As a child, Yang wanted to be an animator like Walt Disney and to study art in school, but at the insistence of his parents, he majored in computer science and minored in creative writing at UC Berkeley. His love of drawing, computer programming, and writing have all contributed to the success of his graphic novels.
Yang spent several years teaching computer science at a high school in California. As a teacher, he developed strategies for conveying abstract concepts in visual and accessible ways. When he was absent from school, he left substitute work for his students in the form of comics so that it would be more interesting to follow. He believes in the power of comics and graphic novels to form a stronger connection between readers and a subject. His use of the graphic novel format to teach young readers about coding makes abstract concepts more tangible, accessible, and visually appealing to young students. As part of his final project for his master’s degree, Yang wrote a comic called Factoring with Mr. Yang and Mosley the Alien as an example of how one could teach mathematical concepts using comics.

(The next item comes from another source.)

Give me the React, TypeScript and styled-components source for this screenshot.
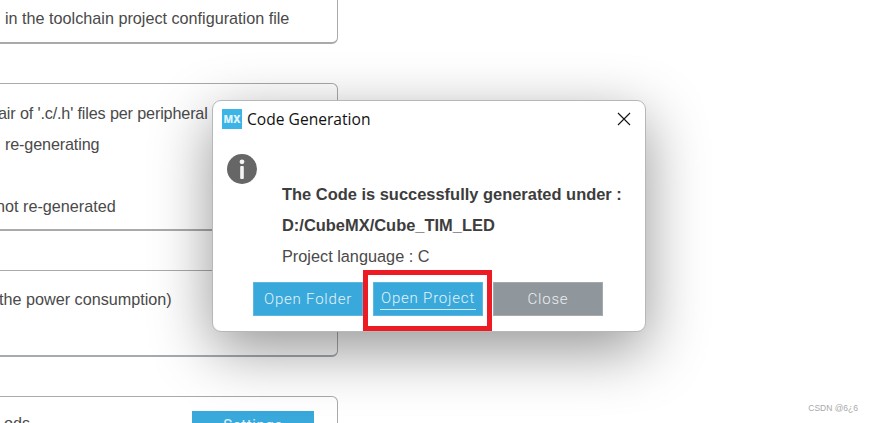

While Yang began releasing comics and graphic novels about other subjects as early as 2003, he did not start writing the Secret Coders series, which literally teaches young readers about computer coding, until 2015. In addition to releasing this series of novels, Yang also travels around giving talks about the value of students learning how to code and how graphic novels and comics can be powerful instructional tools in classrooms. Yang has been recognized for his work with the Michael L. Prinze Award for best book for teens, the Eisner Award for best graphic novel, a MacArthur Fellowship Grant, and two Harvey Awards. He also served as a National Ambassador for Young People’s Literature, which demonstrates his commitment to not only writing graphic novels for young people but also to advocating for their use in schools as instructional tools.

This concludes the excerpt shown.